Many countries have a dish or meal for which they are famous. Foodies may scoff at the following list, but the fact remains that these foods are well known for a reason. Don’t let others tell you what you should and should not enjoy. Traveling is about the experiences, and these foods will definitely make those experiences all the more enjoyable.
Originally pizza was used by bakers as a way to test oven temperature and was solely a food for the poor. Early pizza mostly consisted of white sauce; it wasn’t until the 17th and 18th centuries that a greater diversity of toppings started to appear. The turning point for this staple came in 1889 when the Pizza Margherita was invented to honor the Queen consort of Italy, Margherita of Savoy. The Margherita was garnished with tomatoes, mozzarella cheese, and basil, to represent the colors of the Italian flag.

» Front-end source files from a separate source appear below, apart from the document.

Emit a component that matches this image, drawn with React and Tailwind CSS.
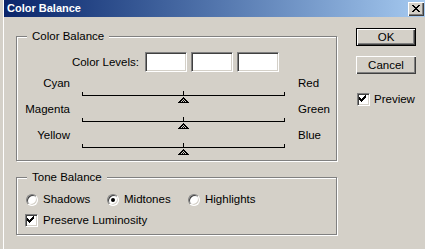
const etched = 'relative border border-[#808080] shadow-[inset_1px_1px_0_#fff,1px_1px_0_#fff]';
const sunken =
  'border border-t-[#808080] border-l-[#808080] border-b-white border-r-white bg-white shadow-[inset_1px_1px_0_#404040,inset_-1px_-1px_0_#d4d0c8]';

function Group({ label, className, children }) {
  return (
    <div className={`${etched} ${className}`}>
      <span className="absolute left-[10px] top-[-7px] bg-[#d4d0c8] px-[5px] leading-[13px]">{label}</span>
      {children}
    </div>
  );
}

function Thumb({ cx, y }) {
  const px = [];
  for (let i = 0; i < 6; i++) {
    for (let x = cx - i; x <= cx + i; x++) {
      const edge = x === cx - i || x === cx + i || i === 5;
      const dark = edge || (x + i) % 2 === 0;
      px.push(<rect key={`${i}-${x}`} x={x} y={y + i} width="1" height="1" fill={dark ? '#000' : '#d4d0c8'} />);
    }
  }
  return px;
}

function Slider({ left, right }) {
  return (
    <div className="h-[26px]">
      <div className="flex h-[13px] leading-[13px]">
        <span className="w-[53px] text-right">{left}</span>
        <span className="ml-[228px]">{right}</span>
      </div>
      <svg width="203" height="13" className="ml-[65px] block" shapeRendering="crispEdges">
        <rect x="0" y="5" width="203" height="1" fill="#000" />
        <rect x="0" y="2" width="1" height="3" fill="#000" />
        <rect x="202" y="2" width="1" height="3" fill="#000" />
        <rect x="101" y="1" width="1" height="4" fill="#000" />
        <Thumb cx={101} y={7} />
      </svg>
    </div>
  );
}

function Check({ checked }) {
  return (
    <div className={`h-[13px] w-[13px] ${sunken}`}>
      {checked && (
        <svg width="11" height="11" className="block" shapeRendering="crispEdges">
          {[2, 3, 4, 5, 6, 7, 8].map((x, i) => {
            const top = [4, 5, 6, 5, 4, 3, 2][i];
            return <rect key={x} x={x - 1} y={top - 1} width="1" height="3" fill="#000" />;
          })}
        </svg>
      )}
    </div>
  );
}

function Radio({ label, selected }) {
  return (
    <div className="flex w-[81px] items-center">
      <div className="flex h-[12px] w-[12px] items-center justify-center rounded-full border border-t-[#808080] border-l-[#808080] border-b-white border-r-white bg-white shadow-[inset_1px_1px_0_#404040,inset_-1px_-1px_0_#d4d0c8]">
        {selected && <div className="h-[4px] w-[4px] rounded-full bg-black" />}
      </div>
      <span className="ml-[5px] leading-[13px]">{label}</span>
    </div>
  );
}

function Button({ children, primary }) {
  const face = (
    <div className="flex h-full w-full items-center justify-center bg-[#d4d0c8] shadow-[inset_1px_1px_0_#fff,inset_-1px_-1px_0_#404040,inset_-2px_-2px_0_#808080] leading-[13px]">
      {children}
    </div>
  );
  return primary ? (
    <div className="h-[18px] w-[60px] border border-black">{face}</div>
  ) : (
    <div className="h-[18px] w-[60px]">{face}</div>
  );
}

export default function App() {
  return (
    <div className="h-[249px] w-[425px] overflow-hidden bg-[#d4d0c8] pl-[3px] font-['Liberation_Sans',Arial,sans-serif] text-[11.5px] text-black">
      <div className="h-full border-l border-white">
        <div className="flex h-[17px] items-center justify-between bg-linear-to-r from-[#0a246a] to-[#a6caf0] pl-[3px] pr-[1px]">
          <span className="text-[11px] font-bold leading-[13px] text-white">Color Balance</span>
          <div className="flex h-[14px] w-[16px] items-center justify-center bg-[#d4d0c8] shadow-[inset_1px_1px_0_#fff,inset_-1px_-1px_0_#404040,inset_-2px_-2px_0_#808080]">
            <svg width="8" height="7" className="mb-[1px] block" shapeRendering="crispEdges">
              <path d="M0 0h2v1h-2zM6 0h2v1h-2zM1 1h2v1h-2zM5 1h2v1h-2zM2 2h4v1h-4zM3 3h2v1h-2zM2 4h4v1h-4zM1 5h2v1h-2zM5 5h2v1h-2zM0 6h2v1h-2zM6 6h2v1h-2z" fill="#000" />
            </svg>
          </div>
        </div>

        <div className="flex items-start pl-[12px]">
          <div className="flex flex-col">
            <Group label="Color Balance" className="mt-[19px] h-[125px] w-[321px] pt-[15px]">
              <div className="flex h-[20px] items-center">
                <span className="w-[122px] text-right leading-[13px]">Color Levels:</span>
                <div className="ml-[6px] flex gap-[4px]">
                  <div className={`h-[20px] w-[42px] ${sunken}`} />
                  <div className={`h-[20px] w-[42px] ${sunken}`} />
                  <div className={`h-[20px] w-[42px] ${sunken}`} />
                </div>
              </div>
              <div className="mt-[5px]">
                <Slider left="Cyan" right="Red" />
                <Slider left="Magenta" right="Green" />
                <Slider left="Yellow" right="Blue" />
              </div>
            </Group>

            <Group label="Tone Balance" className="mt-[16px] h-[58px] w-[321px] pt-[15px]">
              <div className="flex h-[13px] items-center pl-[9px]">
                <Radio label="Shadows" />
                <Radio label="Midtones" selected />
                <Radio label="Highlights" />
              </div>
              <div className="mt-[8px] flex items-center pl-[8px]">
                <Check checked />
                <span className="ml-[5px] leading-[13px]">Preserve Luminosity</span>
              </div>
            </Group>
          </div>

          <div className="ml-[19px] mt-[11px] flex flex-col">
            <Button primary>OK</Button>
            <div className="mt-[10px]">
              <Button>Cancel</Button>
            </div>
            <div className="ml-[1px] mt-[19px] flex items-center">
              <Check checked />
              <span className="ml-[4px] leading-[13px]">Preview</span>
            </div>
          </div>
        </div>
      </div>
    </div>
  );
}
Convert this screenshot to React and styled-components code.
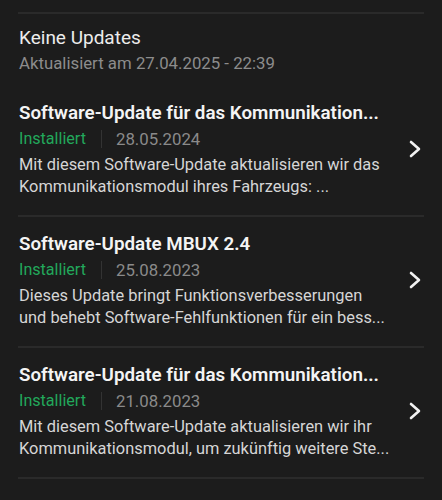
import React from "react";
import styled, { createGlobalStyle } from "styled-components";

const GlobalStyle = createGlobalStyle`
  html, body {
    margin: 0;
    padding: 0;
    background: #1c1c1c;
  }
  body {
    font-family: Roboto, "Liberation Sans", sans-serif;
    -webkit-font-smoothing: antialiased;
  }
`;

const Page = styled.div`
  padding: 12px 18px 0 18px;
  background: #1c1c1c;
  min-height: 500px;
  box-sizing: border-box;
`;

const List = styled.div`
  border-top: 2px solid #2a2a2a;
`;

const Header = styled.div`
  padding: 12px 1px 11px 1px;
`;

const HeaderTitle = styled.div`
  color: #ececec;
  font-size: 19px;
  line-height: 24px;
  font-weight: 400;
`;

const HeaderSub = styled.div`
  color: #8c8c8c;
  font-size: 16.8px;
  line-height: 24px;
  margin-top: 1px;
`;

const Row = styled.div`
  display: flex;
  align-items: center;
  gap: 18px;
  padding: 14px 3px 17px 1px;
  border-bottom: 2px solid #2a2a2a;
`;

const Content = styled.div`
  flex: 1;
  min-width: 0;
`;

const Title = styled.div`
  color: #f4f4f4;
  font-size: 18.8px;
  line-height: 26px;
  font-weight: 600;
  white-space: nowrap;
  overflow: hidden;
  text-overflow: ellipsis;
`;

const Meta = styled.div`
  display: flex;
  align-items: center;
  line-height: 26px;
`;

const Status = styled.span`
  color: #22a85b;
  font-size: 16.1px;
`;

const Sep = styled.span`
  width: 1px;
  height: 18px;
  background: #333333;
  margin: 0 14px 0 15px;
`;

const DateText = styled.span`
  color: #8a8a8a;
  font-size: 16.8px;
`;

const Desc = styled.div`
  color: #d6d6d6;
  font-size: 16.4px;
  line-height: 22px;
  margin-top: 2px;
  display: -webkit-box;
  -webkit-line-clamp: 2;
  -webkit-box-orient: vertical;
  overflow: hidden;
`;

const Chevron = styled.svg`
  flex: none;
  width: 12px;
  height: 18px;
`;

const items = [
  {
    title: "Software-Update für das Kommunikation...",
    date: "28.05.2024",
    desc: "Mit diesem Software-Update aktualisieren wir das Kommunikationsmodul ihres Fahrzeugs: ...",
  },
  {
    title: "Software-Update MBUX 2.4",
    date: "25.08.2023",
    desc: "Dieses Update bringt Funktionsverbesserungen und behebt Software-Fehlfunktionen für ein bess...",
  },
  {
    title: "Software-Update für das Kommunikation...",
    date: "21.08.2023",
    desc: "Mit diesem Software-Update aktualisieren wir ihr Kommunikationsmodul, um zukünftig weitere Ste...",
  },
];

export default function App() {
  return (
    <>
      <GlobalStyle />
      <Page>
        <List>
          <Header>
            <HeaderTitle>Keine Updates</HeaderTitle>
            <HeaderSub>Aktualisiert am 27.04.2025 - 22:39</HeaderSub>
          </Header>
          {items.map((it, i) => (
            <Row key={i}>
              <Content>
                <Title>{it.title}</Title>
                <Meta>
                  <Status>Installiert</Status>
                  <Sep />
                  <DateText>{it.date}</DateText>
                </Meta>
                <Desc>{it.desc}</Desc>
              </Content>
              <Chevron viewBox="0 0 12 18">
                <path d="M2 2 L10 9 L2 16" fill="none" stroke="#f2f2f2" strokeWidth="2.6" strokeLinecap="round" strokeLinejoin="round" />
              </Chevron>
            </Row>
          ))}
        </List>
      </Page>
    </>
  );
}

Today you can find it throughout Italy, although it is truly at its best in Rome and particularly Naples. The Neopolitans take their pizza very seriously. In 1984, the Associazione Verace Pizza Napoletana or True Neapolitan Pizza Association was created to regulate and recognize true Neapolitan pizza.
For a taste of the real thing, head to Lombardi A Santa Chiara in Naples.
Wienerschnitzel or Viennese Schnitzel is a thin slice of veal fried in oil accompanied by spaetzle, roasted potatoes or fries. While there is some debate as to whether or not the dish originally got its start in Milan or Vienna, the fact remains that the former Hapsburg capital has claimed it as its own.
Undoubtedly, the best schnitzel in Vienna can be found at Zum FiglMuller, which boasts the largest schnitzels in the city.
Fish and Chips
If the United Kingdom has a national dish, it has to be fish and chips. Following the rule that the best food is sometimes the most simple, fish and chips began as a cheap meal for the working class. The first fish and chips shop opened in the 19th century, even though this British staple had been popular long before.
Although great fish and chips can be found throughout England, Scotland and Wales, my favorite is at The Golden Hind in London.
Ok, so this isn’t a food, per se, but I had to include this eponymous potent potable. First, let me begin with the where. There is truly only one place to properly enjoy the Sling – the Long Bar at the Raffles Hotel Singapore.
Developed around 1915 by a Raffles bartender, the original recipe calls for gin, cherry heering, Benedictine, and fresh pineapple juice. Although the recipe has changed over the years, the atmosphere has not.
A trip to Raffles is a must for any traveler in Singapore. It is cliche, but you really do step back in time as soon as you enter the property. The buildings are gorgeous and every detail is British Colonial design at its finest. The Long Bar is no exception, with dozens of palm fans and dark wood furniture. You expect to see a British officer replete with pith helmet at any moment.
Ordering the Singapore Sling at the Long Bar is about much more than the concoction itself. It’s about sitting in 19th Singapore at its finest, eating some peanuts, sipping your incredibly expensive drink (S$30) and watching the people saunter past.
The four menu items described here may not be the most advanced culinary treasures that these countries have to offer. However, they are foods and drinks that for whatever reason have become so closely linked with their country and regions that to ignore them is to do yourself a tremendous disservice.